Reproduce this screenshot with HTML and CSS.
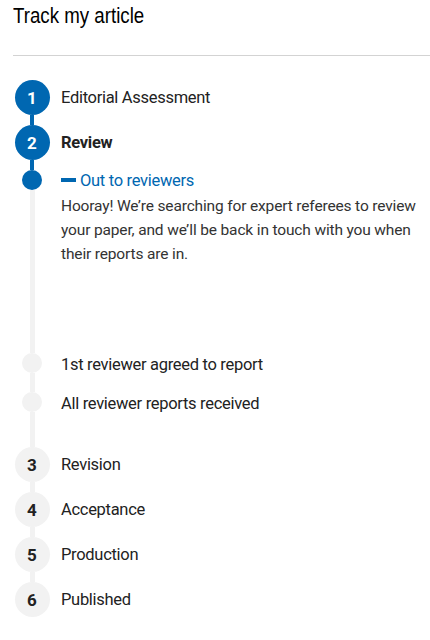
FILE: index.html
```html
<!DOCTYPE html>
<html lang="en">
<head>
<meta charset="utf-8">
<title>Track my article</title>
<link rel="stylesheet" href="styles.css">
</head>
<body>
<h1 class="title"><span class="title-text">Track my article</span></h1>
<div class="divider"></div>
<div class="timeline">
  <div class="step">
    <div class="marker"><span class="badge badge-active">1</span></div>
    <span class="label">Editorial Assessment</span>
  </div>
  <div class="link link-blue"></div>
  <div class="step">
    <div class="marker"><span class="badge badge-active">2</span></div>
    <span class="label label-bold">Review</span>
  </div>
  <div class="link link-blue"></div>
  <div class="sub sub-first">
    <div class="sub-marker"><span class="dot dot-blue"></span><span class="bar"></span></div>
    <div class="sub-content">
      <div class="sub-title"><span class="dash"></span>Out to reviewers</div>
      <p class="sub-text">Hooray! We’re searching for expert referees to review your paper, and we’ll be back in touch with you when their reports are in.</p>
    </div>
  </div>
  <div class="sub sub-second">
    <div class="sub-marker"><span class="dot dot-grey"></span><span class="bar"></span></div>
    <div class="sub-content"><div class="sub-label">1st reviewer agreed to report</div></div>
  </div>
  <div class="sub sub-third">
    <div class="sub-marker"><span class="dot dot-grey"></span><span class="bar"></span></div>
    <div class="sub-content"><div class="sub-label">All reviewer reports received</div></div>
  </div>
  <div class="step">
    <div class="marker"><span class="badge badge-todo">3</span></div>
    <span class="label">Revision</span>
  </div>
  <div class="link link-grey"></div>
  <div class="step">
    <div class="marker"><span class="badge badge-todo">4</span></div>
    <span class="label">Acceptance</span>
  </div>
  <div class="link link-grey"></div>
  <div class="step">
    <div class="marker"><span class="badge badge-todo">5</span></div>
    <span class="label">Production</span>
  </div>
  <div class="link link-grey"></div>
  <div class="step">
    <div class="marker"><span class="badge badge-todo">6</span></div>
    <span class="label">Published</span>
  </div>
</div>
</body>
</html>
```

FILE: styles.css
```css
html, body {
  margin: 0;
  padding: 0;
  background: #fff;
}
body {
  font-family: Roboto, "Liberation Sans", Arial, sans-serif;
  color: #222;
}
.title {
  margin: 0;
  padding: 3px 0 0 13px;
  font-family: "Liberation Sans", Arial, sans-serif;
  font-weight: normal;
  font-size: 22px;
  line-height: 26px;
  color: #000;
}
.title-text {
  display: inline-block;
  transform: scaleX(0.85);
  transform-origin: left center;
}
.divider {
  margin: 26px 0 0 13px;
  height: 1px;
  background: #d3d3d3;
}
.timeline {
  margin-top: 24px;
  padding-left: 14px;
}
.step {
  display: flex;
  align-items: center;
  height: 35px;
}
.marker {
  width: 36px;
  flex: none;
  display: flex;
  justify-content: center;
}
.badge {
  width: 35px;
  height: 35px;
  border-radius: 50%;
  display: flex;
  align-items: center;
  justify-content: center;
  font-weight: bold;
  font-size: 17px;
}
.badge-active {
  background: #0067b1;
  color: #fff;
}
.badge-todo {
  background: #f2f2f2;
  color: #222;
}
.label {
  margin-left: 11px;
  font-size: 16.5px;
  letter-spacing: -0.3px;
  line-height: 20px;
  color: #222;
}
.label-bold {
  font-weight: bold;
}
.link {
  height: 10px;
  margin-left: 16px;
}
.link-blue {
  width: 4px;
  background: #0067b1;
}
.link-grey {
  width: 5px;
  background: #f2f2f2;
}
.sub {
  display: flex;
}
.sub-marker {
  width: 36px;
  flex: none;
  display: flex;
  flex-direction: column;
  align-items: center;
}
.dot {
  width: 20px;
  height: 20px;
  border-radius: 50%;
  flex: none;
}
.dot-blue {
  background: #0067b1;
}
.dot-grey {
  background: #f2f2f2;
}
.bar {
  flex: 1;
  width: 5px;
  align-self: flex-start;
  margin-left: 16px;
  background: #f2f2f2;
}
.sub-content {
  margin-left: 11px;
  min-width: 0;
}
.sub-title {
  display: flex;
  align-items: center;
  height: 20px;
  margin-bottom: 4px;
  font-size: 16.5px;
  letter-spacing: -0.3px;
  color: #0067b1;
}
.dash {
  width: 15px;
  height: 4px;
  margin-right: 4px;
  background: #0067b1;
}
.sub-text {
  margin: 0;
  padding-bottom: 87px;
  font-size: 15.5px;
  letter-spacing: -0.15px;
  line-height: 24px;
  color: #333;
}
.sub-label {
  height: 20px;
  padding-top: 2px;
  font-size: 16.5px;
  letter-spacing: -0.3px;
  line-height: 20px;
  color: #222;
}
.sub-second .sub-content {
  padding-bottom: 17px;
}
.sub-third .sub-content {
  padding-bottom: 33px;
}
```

* **WRITTEN REQUEST**
Skip the images and write out the rest of the listing exactly.

* **SOLVED PROBLEM**
Reproduce this screenshot with HTML and CSS.
FILE: index.html
```html
<!DOCTYPE html>
<html lang="en">
<head>
<meta charset="utf-8">
<title>Track my article</title>
<link rel="stylesheet" href="styles.css">
</head>
<body>
<h1 class="title"><span class="title-text">Track my article</span></h1>
<div class="divider"></div>
<div class="timeline">
  <div class="step">
    <div class="marker"><span class="badge badge-active">1</span></div>
    <span class="label">Editorial Assessment</span>
  </div>
  <div class="link link-blue"></div>
  <div class="step">
    <div class="marker"><span class="badge badge-active">2</span></div>
    <span class="label label-bold">Review</span>
  </div>
  <div class="link link-blue"></div>
  <div class="sub sub-first">
    <div class="sub-marker"><span class="dot dot-blue"></span><span class="bar"></span></div>
    <div class="sub-content">
      <div class="sub-title"><span class="dash"></span>Out to reviewers</div>
      <p class="sub-text">Hooray! We’re searching for expert referees to review your paper, and we’ll be back in touch with you when their reports are in.</p>
    </div>
  </div>
  <div class="sub sub-second">
    <div class="sub-marker"><span class="dot dot-grey"></span><span class="bar"></span></div>
    <div class="sub-content"><div class="sub-label">1st reviewer agreed to report</div></div>
  </div>
  <div class="sub sub-third">
    <div class="sub-marker"><span class="dot dot-grey"></span><span class="bar"></span></div>
    <div class="sub-content"><div class="sub-label">All reviewer reports received</div></div>
  </div>
  <div class="step">
    <div class="marker"><span class="badge badge-todo">3</span></div>
    <span class="label">Revision</span>
  </div>
  <div class="link link-grey"></div>
  <div class="step">
    <div class="marker"><span class="badge badge-todo">4</span></div>
    <span class="label">Acceptance</span>
  </div>
  <div class="link link-grey"></div>
  <div class="step">
    <div class="marker"><span class="badge badge-todo">5</span></div>
    <span class="label">Production</span>
  </div>
  <div class="link link-grey"></div>
  <div class="step">
    <div class="marker"><span class="badge badge-todo">6</span></div>
    <span class="label">Published</span>
  </div>
</div>
</body>
</html>
```

FILE: styles.css
```css
html, body {
  margin: 0;
  padding: 0;
  background: #fff;
}
body {
  font-family: Roboto, "Liberation Sans", Arial, sans-serif;
  color: #222;
}
.title {
  margin: 0;
  padding: 3px 0 0 13px;
  font-family: "Liberation Sans", Arial, sans-serif;
  font-weight: normal;
  font-size: 22px;
  line-height: 26px;
  color: #000;
}
.title-text {
  display: inline-block;
  transform: scaleX(0.85);
  transform-origin: left center;
}
.divider {
  margin: 26px 0 0 13px;
  height: 1px;
  background: #d3d3d3;
}
.timeline {
  margin-top: 24px;
  padding-left: 14px;
}
.step {
  display: flex;
  align-items: center;
  height: 35px;
}
.marker {
  width: 36px;
  flex: none;
  display: flex;
  justify-content: center;
}
.badge {
  width: 35px;
  height: 35px;
  border-radius: 50%;
  display: flex;
  align-items: center;
  justify-content: center;
  font-weight: bold;
  font-size: 17px;
}
.badge-active {
  background: #0067b1;
  color: #fff;
}
.badge-todo {
  background: #f2f2f2;
  color: #222;
}
.label {
  margin-left: 11px;
  font-size: 16.5px;
  letter-spacing: -0.3px;
  line-height: 20px;
  color: #222;
}
.label-bold {
  font-weight: bold;
}
.link {
  height: 10px;
  margin-left: 16px;
}
.link-blue {
  width: 4px;
  background: #0067b1;
}
.link-grey {
  width: 5px;
  background: #f2f2f2;
}
.sub {
  display: flex;
}
.sub-marker {
  width: 36px;
  flex: none;
  display: flex;
  flex-direction: column;
  align-items: center;
}
.dot {
  width: 20px;
  height: 20px;
  border-radius: 50%;
  flex: none;
}
.dot-blue {
  background: #0067b1;
}
.dot-grey {
  background: #f2f2f2;
}
.bar {
  flex: 1;
  width: 5px;
  align-self: flex-start;
  margin-left: 16px;
  background: #f2f2f2;
}
.sub-content {
  margin-left: 11px;
  min-width: 0;
}
.sub-title {
  display: flex;
  align-items: center;
  height: 20px;
  margin-bottom: 4px;
  font-size: 16.5px;
  letter-spacing: -0.3px;
  color: #0067b1;
}
.dash {
  width: 15px;
  height: 4px;
  margin-right: 4px;
  background: #0067b1;
}
.sub-text {
  margin: 0;
  padding-bottom: 87px;
  font-size: 15.5px;
  letter-spacing: -0.15px;
  line-height: 24px;
  color: #333;
}
.sub-label {
  height: 20px;
  padding-top: 2px;
  font-size: 16.5px;
  letter-spacing: -0.3px;
  line-height: 20px;
  color: #222;
}
.sub-second .sub-content {
  padding-bottom: 17px;
}
.sub-third .sub-content {
  padding-bottom: 33px;
}
```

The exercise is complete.